I lost a good friend today, and the world is a meaner, sorrier place because of it.

Jocelyn Prewitt-Stanley, left, and Alycia Broz
Her name was Jocelyn Prewitt-Stanley. She died from complications related to the birth of her first child, Emmerson — a child that she and her husband Ted dearly wanted.
Jocelyn was a lawyer at our firm. I first worked with her when she was in our Cleveland office and had the misfortune to get a project from me. When she moved to Columbus a few years later, I began to work with her more and more. She was a fine trial lawyer, a hard worker, a good thinker, and a skilled advocate who was justifiably proud of the good results she achieved for clients. When I had to assemble a dedicated “core team” to work on matters for an important client, I chose Jocelyn because I knew she would do a great job — and she did.
Of course, being a good lawyer was only a tiny fraction of what made Jocelyn a wonderful person. No one should be defined solely by their work, and Jocelyn surely wasn’t. She possessed a deep and indefinable serenity — yet she also had one of the great guffaws you could ever hope to hear. She had a marvelous sense of humor, and when she became animated while telling a war story, the fingers on her hands splayed wide and her eyes lit up. She had a dazzling smile and a dazzling personality to match. She was active in charities and professional organizations. She loved dogs and happily advised me, all too frequently, on how to better train the canine miscreants of the Webner household.

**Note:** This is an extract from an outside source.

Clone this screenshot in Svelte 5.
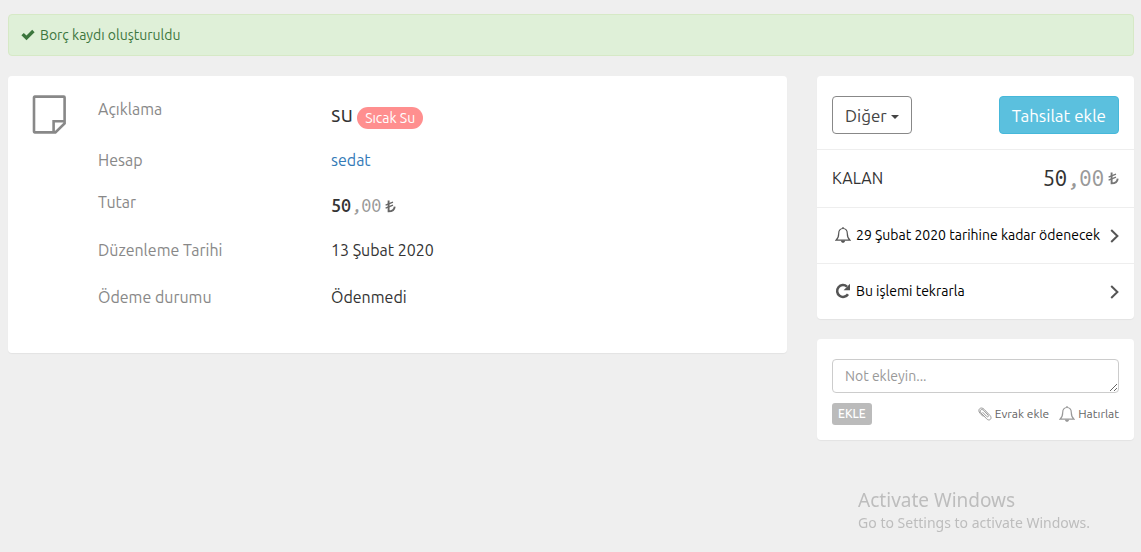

After we had worked together on several occasions, Jocelyn asked me to be her mentor. I accepted with pleasure, and Jocelyn became the senior member of our merry band of mentees. Although I technically was the mentor, I’m quite confident that I learned far more from Jocelyn than she ever learned from me. I admired her candor and appreciated her trust, and was grateful for her patience as she listened to my side of the issues we discussed. She worked tirelessly to help me see things from a different perspective, and she succeeded. As I mentioned, she was a very effective advocate.
The world is a beautiful place, but it also can be inexpressibly cruel. When an occasion of great joy like the birth of a child arrives, it is unimaginable that death might also be lurking around the corner. Those of us who are religious may be able to find comfort in faith; the rest of us can only rail at the gross, cosmic injustice of a fate that snatches away a person like Jocelyn much, much, much too soon — and also be thankful that we had the privilege of getting to know her, even for a short period.
My heart breaks for the loss experienced by Ted, by Jocelyn’s family and Ted’s family, and most of all for the void left for little Emmerson, who will never get to know the mother who was so very ready to shower her new baby with all the love she could muster.